Would you want your fourth-grade daughter wearing thong underwear?

At least one well-known clothing distributor believes there are parents among us who think that is a good idea.

Parents and people with common sense nationwide reacted with outrage last week when it was learned that Abercrombie and Fitch is selling thong underwear for girls in sizes 10 to 16, meaning that they will fit most girls of those ages and some younger.

In case you don’t know what a thong is, it’s a garment which is worn like briefs or panties but has no covering for the gluteus maximus. A person wears a thong to expose his or her tush and to appear titillating.

And for adults, that’s fine. But what message is a 10-year-old girl getting when her parents buy thong underwear for her? Especially ones that have “wink wink” and “eye candy” printed on them?

“It's cute and fun and sweet,” Hampton Carney, spokesman for the New Albany, Ohio-based company, told the Associated Press.

Actually, it is an overt attempt to market a sexually oriented product to pre-teen girls, many of whom are already overly inundated with images of sexuality in the mass media. As sad as it is to admit to ourselves, a substantial percentage of 10-year-old girls in our culture probably already know what a thong is. After all, parents had to explain to their questioning children at least some of the details of why Monica Lewinsky was in the news on a daily basis a few years back, and why Bill Clinton was in trouble over it.

Wouldn’t most girls ask their parents what the “wink wink” and “eye candy” references mean, if they didn’t already know?

Children have a limited time to be children, to be able to live without having to make adult decisions or deal with adult situations. As we grow older, we look back on those days in our own lives fondly, and parents like to give their own kids the gift of having that time for as long as possible.

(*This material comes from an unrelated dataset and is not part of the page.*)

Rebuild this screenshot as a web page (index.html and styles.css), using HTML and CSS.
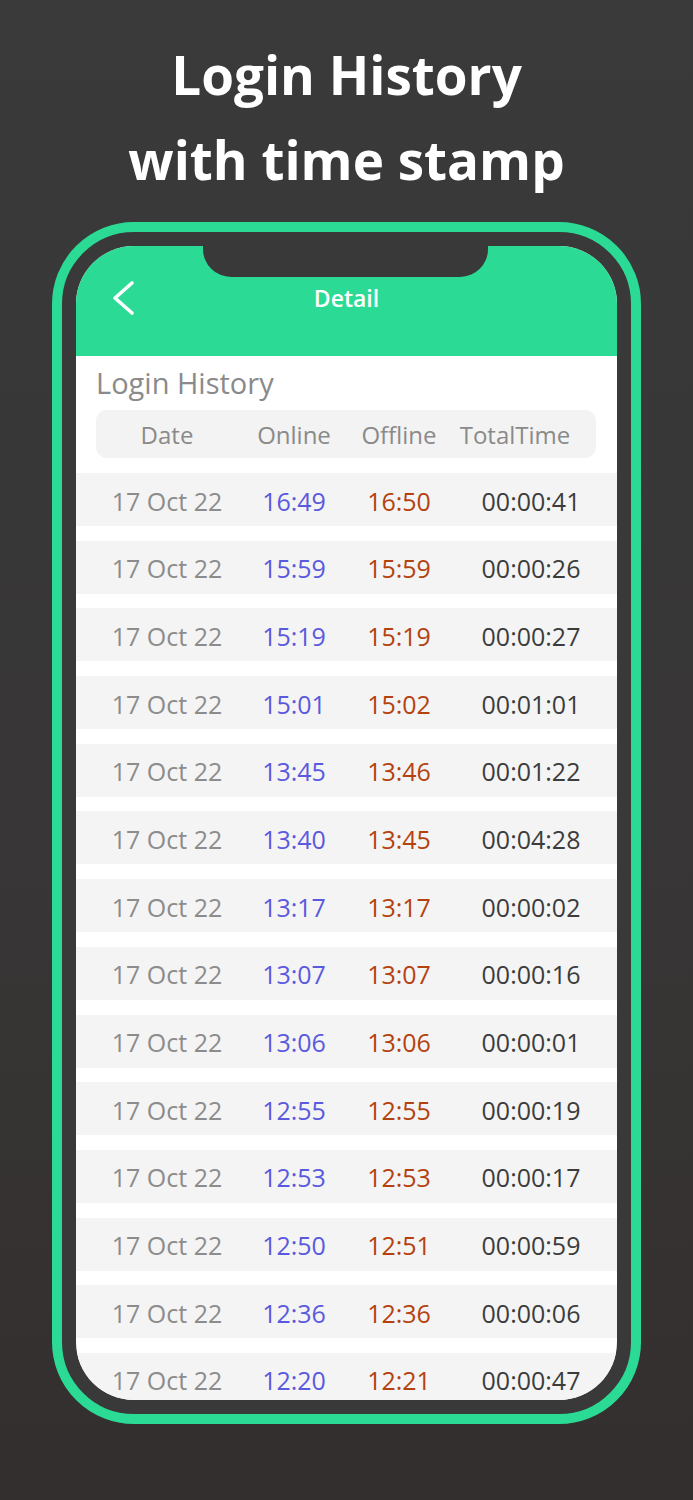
FILE: index.html
```html
<!DOCTYPE html>
<html>
<head>
<meta charset="utf-8">
<link rel="stylesheet" href="styles.css">
</head>
<body>
<div class="page">
  <h1 class="headline">Login History<br>with time stamp</h1>
  <div class="phone">
    <div class="screen">
      <div class="notch"></div>
      <div class="navbar">
        <svg class="back" width="24" height="36" viewBox="0 0 24 36"><polyline points="20,3 3,18 20,33" fill="none" stroke="#fff" stroke-width="3.6" stroke-linecap="round" stroke-linejoin="round"/></svg>
        <div class="nav-title">Detail</div>
        <div></div>
      </div>
      <div class="content">
        <div class="section-title">Login History</div>
        <div class="thead">
          <div class="cell">Date</div>
          <div class="cell">Online</div>
          <div class="cell">Offline</div>
          <div class="cell">TotalTime</div>
        </div>
        <div class="rows">
          <div class="row"><div class="cell date">17 Oct 22</div><div class="cell on">16:49</div><div class="cell off">16:50</div><div class="cell total">00:00:41</div></div>
          <div class="row"><div class="cell date">17 Oct 22</div><div class="cell on">15:59</div><div class="cell off">15:59</div><div class="cell total">00:00:26</div></div>
          <div class="row"><div class="cell date">17 Oct 22</div><div class="cell on">15:19</div><div class="cell off">15:19</div><div class="cell total">00:00:27</div></div>
          <div class="row"><div class="cell date">17 Oct 22</div><div class="cell on">15:01</div><div class="cell off">15:02</div><div class="cell total">00:01:01</div></div>
          <div class="row"><div class="cell date">17 Oct 22</div><div class="cell on">13:45</div><div class="cell off">13:46</div><div class="cell total">00:01:22</div></div>
          <div class="row"><div class="cell date">17 Oct 22</div><div class="cell on">13:40</div><div class="cell off">13:45</div><div class="cell total">00:04:28</div></div>
          <div class="row"><div class="cell date">17 Oct 22</div><div class="cell on">13:17</div><div class="cell off">13:17</div><div class="cell total">00:00:02</div></div>
          <div class="row"><div class="cell date">17 Oct 22</div><div class="cell on">13:07</div><div class="cell off">13:07</div><div class="cell total">00:00:16</div></div>
          <div class="row"><div class="cell date">17 Oct 22</div><div class="cell on">13:06</div><div class="cell off">13:06</div><div class="cell total">00:00:01</div></div>
          <div class="row"><div class="cell date">17 Oct 22</div><div class="cell on">12:55</div><div class="cell off">12:55</div><div class="cell total">00:00:19</div></div>
          <div class="row"><div class="cell date">17 Oct 22</div><div class="cell on">12:53</div><div class="cell off">12:53</div><div class="cell total">00:00:17</div></div>
          <div class="row"><div class="cell date">17 Oct 22</div><div class="cell on">12:50</div><div class="cell off">12:51</div><div class="cell total">00:00:59</div></div>
          <div class="row"><div class="cell date">17 Oct 22</div><div class="cell on">12:36</div><div class="cell off">12:36</div><div class="cell total">00:00:06</div></div>
          <div class="row"><div class="cell date">17 Oct 22</div><div class="cell on">12:20</div><div class="cell off">12:21</div><div class="cell total">00:00:47</div></div>
        </div>
      </div>
    </div>
  </div>
</div>
</body>
</html>
```

FILE: styles.css
```css
html, body {
  margin: 0;
  padding: 0;
}
body {
  width: 693px;
  height: 1500px;
  overflow: hidden;
  background: linear-gradient(180deg, #3a3a3a 0%, #373535 60%, #342f2f 100%);
  font-family: "Open Sans", "Noto Sans", sans-serif;
}
.page {
  width: 693px;
  height: 1500px;
  display: flex;
  flex-direction: column;
  align-items: center;
}
.headline {
  margin: 32px 0 0;
  color: #fff;
  font-family: "Open Sans", sans-serif;
  font-weight: 700;
  font-size: 53px;
  line-height: 85px;
  text-align: center;
  letter-spacing: 0;
}
.phone {
  margin-top: 20px;
  box-sizing: border-box;
  width: 589px;
  height: 1202px;
  border: 10px solid #2bdb95;
  border-radius: 82px;
  background: #393939;
  padding: 14px;
}
.screen {
  position: relative;
  width: 100%;
  height: 100%;
  border-radius: 58px;
  overflow: hidden;
  background: #fff;
}
.notch {
  position: absolute;
  top: 0;
  left: 127px;
  width: 285px;
  height: 31px;
  background: #393939;
  border-radius: 0 0 28px 28px;
}
.navbar {
  height: 110px;
  box-sizing: border-box;
  background: #2bdb95;
  padding: 34px 36px 0;
  display: grid;
  grid-template-columns: 1fr auto 1fr;
  align-items: start;
}
.back {
  display: block;
}
.nav-title {
  color: #fff;
  font-size: 23px;
  font-weight: 600;
  line-height: 36px;
}
.section-title {
  padding: 9px 20px 0;
  font-size: 29px;
  line-height: 36px;
  color: #8a8a8a;
}
.thead {
  margin: 9px 21px 0 20px;
  height: 48px;
  border-radius: 11px;
  background: #f3f3f3;
  display: grid;
  grid-template-columns: 142px 112px 98px 134px;
  align-items: center;
  font-size: 24px;
  color: #8a8a8a;
}
.cell {
  display: flex;
  justify-content: center;
  white-space: nowrap;
}
.rows {
  margin-top: 15px;
  display: flex;
  flex-direction: column;
  gap: 14.7px;
}
.row {
  height: 53px;
  background: #f4f4f4;
  display: grid;
  grid-template-columns: 182px 72px 138px 126px;
  align-items: center;
  font-size: 25px;
  padding-top: 2px;
  box-sizing: border-box;
}
.date { color: #8c8c8c; }
.on { color: #5a5ade; }
.off { color: #b4420f; }
.total { color: #3c3c3c; }
```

Of course, most kids are in a hurry to grow up, so the irresistible force usually meets the immovable object.

There may never have been a time in modern American history in which there were more societal forces at work nudging children toward a premature adulthood. These days, schoolchildren deal with the possibility that someone may shoot them or one of their friends at school. They deal with the fact that we are at war with terrorists who successfully attacked us and killed thousands of Americans on our mainland. They are bombarded with images, advertising and music that make it clear that being a sexual being is where it’s at.

Of course, nobody needs to tell teens that sexuality exists, because they become well aware of it by default around puberty. But we certainly don’t need to make suggestive thong underwear available to 10-year-old girls. Give them that time of pre-pubescent innocence.

If consumers refuse to buy the product, the problem may disappear. Some will claim that the size 10 children’s thong could be a good fashion accessory since it would get rid of panty lines. That would be easier to accept if the items didn’t say “wink wink” and “eye candy.”

The truth is that there is no reason that anyone wears a thong other than to be more sexually appealing, and that is not something that 10-year-old girls should be worrying about. If your daughter asks for the “eye candy” thong, please do her a favor and just say no. Any parent with common sense knows that he or she shouldn’t be buying what Abercrombie and Fitch is trying to sell.

This column was written May 26, 2002, and published in several print publications across the country.